*Given instruction*. Here are some records; copy every line that holds the word "this".

*Materials provided*.
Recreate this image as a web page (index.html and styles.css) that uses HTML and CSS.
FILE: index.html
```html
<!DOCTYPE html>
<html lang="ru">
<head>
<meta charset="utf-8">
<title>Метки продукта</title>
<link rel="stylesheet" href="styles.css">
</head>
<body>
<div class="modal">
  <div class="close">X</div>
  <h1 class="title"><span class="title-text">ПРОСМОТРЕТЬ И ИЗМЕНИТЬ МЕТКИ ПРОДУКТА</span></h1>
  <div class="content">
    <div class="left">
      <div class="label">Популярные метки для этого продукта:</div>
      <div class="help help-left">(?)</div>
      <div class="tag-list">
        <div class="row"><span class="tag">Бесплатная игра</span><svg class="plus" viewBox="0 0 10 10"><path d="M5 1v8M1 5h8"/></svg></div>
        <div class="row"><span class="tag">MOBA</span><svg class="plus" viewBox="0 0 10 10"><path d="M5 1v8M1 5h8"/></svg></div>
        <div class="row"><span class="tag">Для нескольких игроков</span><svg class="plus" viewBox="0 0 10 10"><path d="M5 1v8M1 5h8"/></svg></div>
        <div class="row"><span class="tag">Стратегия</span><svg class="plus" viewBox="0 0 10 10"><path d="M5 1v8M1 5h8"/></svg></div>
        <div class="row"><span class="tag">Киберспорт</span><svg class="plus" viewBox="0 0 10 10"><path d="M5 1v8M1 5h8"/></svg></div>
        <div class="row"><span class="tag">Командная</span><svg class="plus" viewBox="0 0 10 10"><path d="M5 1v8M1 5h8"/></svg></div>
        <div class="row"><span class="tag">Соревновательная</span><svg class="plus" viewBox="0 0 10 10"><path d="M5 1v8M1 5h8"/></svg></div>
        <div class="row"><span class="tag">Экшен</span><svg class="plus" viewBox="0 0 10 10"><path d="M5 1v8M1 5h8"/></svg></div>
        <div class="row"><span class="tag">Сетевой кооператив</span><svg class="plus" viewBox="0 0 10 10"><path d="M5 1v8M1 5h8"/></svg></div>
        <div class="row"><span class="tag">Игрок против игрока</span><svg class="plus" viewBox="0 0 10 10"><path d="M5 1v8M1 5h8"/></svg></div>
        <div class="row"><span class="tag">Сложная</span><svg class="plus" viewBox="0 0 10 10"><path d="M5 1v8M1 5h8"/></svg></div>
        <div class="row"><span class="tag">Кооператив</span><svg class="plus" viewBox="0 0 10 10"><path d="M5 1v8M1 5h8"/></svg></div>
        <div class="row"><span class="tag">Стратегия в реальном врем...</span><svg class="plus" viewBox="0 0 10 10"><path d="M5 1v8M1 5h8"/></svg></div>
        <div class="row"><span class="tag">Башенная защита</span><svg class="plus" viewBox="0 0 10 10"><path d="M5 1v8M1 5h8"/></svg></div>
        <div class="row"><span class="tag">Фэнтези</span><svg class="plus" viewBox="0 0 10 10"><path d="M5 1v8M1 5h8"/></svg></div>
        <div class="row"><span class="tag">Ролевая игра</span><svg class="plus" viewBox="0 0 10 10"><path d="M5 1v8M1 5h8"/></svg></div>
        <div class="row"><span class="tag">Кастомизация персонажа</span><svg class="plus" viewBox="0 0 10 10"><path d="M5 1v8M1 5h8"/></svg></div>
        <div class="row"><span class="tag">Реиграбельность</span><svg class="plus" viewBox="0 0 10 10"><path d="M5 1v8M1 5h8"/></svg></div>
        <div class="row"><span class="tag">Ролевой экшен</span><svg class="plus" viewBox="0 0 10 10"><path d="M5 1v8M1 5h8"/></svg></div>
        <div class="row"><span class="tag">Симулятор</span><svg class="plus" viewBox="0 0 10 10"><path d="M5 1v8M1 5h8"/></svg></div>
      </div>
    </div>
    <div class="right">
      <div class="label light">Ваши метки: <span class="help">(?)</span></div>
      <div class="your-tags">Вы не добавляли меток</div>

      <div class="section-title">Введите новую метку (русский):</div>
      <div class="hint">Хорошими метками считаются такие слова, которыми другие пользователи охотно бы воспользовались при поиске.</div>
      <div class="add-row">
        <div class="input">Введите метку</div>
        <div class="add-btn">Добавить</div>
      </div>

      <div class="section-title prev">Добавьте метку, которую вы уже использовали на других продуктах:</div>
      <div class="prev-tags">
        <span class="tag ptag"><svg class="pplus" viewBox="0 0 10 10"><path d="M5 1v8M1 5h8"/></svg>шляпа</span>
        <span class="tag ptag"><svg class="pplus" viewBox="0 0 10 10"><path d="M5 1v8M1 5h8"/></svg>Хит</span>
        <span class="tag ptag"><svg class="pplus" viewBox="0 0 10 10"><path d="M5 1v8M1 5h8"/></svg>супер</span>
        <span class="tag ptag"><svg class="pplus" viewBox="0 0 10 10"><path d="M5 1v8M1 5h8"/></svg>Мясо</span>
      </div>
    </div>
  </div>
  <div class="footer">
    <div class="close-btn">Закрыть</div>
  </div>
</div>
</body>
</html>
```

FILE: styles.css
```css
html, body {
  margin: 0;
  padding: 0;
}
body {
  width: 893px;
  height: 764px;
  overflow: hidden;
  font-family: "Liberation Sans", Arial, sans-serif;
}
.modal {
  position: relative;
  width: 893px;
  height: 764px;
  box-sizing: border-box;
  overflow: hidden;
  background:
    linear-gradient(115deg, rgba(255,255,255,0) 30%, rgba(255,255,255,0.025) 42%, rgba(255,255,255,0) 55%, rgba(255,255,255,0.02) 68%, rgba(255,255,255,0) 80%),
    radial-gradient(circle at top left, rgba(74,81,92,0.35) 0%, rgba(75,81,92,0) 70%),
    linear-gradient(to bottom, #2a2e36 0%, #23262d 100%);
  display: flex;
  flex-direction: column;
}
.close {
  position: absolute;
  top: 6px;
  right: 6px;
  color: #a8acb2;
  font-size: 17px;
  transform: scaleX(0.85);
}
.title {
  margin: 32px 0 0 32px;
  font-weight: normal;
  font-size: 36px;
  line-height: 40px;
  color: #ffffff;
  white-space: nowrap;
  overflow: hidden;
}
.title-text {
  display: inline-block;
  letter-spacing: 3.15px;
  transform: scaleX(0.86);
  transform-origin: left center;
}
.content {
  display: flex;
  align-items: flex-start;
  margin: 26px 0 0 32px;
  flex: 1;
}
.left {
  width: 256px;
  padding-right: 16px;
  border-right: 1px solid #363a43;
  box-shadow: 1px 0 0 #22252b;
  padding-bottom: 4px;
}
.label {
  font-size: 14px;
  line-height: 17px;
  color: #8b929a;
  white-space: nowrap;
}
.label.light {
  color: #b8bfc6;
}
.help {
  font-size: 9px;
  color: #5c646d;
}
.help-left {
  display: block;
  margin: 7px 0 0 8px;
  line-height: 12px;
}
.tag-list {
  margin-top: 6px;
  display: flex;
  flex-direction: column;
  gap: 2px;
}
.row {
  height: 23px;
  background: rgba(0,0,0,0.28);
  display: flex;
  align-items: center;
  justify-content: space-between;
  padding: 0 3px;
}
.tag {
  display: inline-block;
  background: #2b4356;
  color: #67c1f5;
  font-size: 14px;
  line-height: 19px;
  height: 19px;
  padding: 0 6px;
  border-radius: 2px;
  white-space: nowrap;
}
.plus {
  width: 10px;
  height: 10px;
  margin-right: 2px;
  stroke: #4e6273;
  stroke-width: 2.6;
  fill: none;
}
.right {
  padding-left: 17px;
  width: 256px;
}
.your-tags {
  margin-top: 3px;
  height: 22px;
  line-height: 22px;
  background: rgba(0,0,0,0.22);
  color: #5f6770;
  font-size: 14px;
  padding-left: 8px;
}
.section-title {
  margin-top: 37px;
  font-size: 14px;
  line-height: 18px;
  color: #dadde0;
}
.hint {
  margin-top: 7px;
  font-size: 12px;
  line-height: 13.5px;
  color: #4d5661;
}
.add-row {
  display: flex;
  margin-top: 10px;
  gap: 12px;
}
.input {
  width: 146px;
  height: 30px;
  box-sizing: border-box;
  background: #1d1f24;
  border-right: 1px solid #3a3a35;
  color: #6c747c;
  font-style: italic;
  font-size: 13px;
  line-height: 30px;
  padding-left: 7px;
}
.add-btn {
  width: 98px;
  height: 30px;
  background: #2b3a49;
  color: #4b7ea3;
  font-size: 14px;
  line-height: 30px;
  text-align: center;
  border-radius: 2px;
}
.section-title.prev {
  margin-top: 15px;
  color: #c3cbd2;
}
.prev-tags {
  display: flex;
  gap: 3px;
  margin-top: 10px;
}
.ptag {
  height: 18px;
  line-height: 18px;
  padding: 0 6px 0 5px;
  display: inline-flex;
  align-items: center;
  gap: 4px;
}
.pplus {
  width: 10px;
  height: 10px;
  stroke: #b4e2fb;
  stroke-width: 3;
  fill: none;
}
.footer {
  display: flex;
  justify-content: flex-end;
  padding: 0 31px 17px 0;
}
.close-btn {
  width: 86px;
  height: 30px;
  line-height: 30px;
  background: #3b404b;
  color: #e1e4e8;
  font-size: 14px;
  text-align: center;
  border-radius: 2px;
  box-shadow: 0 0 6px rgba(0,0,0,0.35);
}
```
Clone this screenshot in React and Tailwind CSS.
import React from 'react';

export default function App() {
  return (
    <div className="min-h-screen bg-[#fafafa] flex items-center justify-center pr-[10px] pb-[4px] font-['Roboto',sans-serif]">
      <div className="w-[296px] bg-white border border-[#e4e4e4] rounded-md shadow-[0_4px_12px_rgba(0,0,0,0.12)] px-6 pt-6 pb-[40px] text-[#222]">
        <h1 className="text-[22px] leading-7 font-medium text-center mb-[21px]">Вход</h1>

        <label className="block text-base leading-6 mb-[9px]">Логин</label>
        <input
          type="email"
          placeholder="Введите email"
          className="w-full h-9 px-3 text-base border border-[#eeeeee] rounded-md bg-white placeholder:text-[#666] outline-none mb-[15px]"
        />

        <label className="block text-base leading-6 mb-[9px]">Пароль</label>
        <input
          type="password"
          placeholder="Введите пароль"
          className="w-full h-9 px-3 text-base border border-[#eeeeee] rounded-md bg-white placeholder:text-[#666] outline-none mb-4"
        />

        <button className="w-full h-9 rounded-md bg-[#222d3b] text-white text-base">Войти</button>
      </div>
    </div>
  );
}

*Answer to the problem*.
Recreate this image as a web page (index.html and styles.css) that uses HTML and CSS.
Clone this screenshot in React and Tailwind CSS.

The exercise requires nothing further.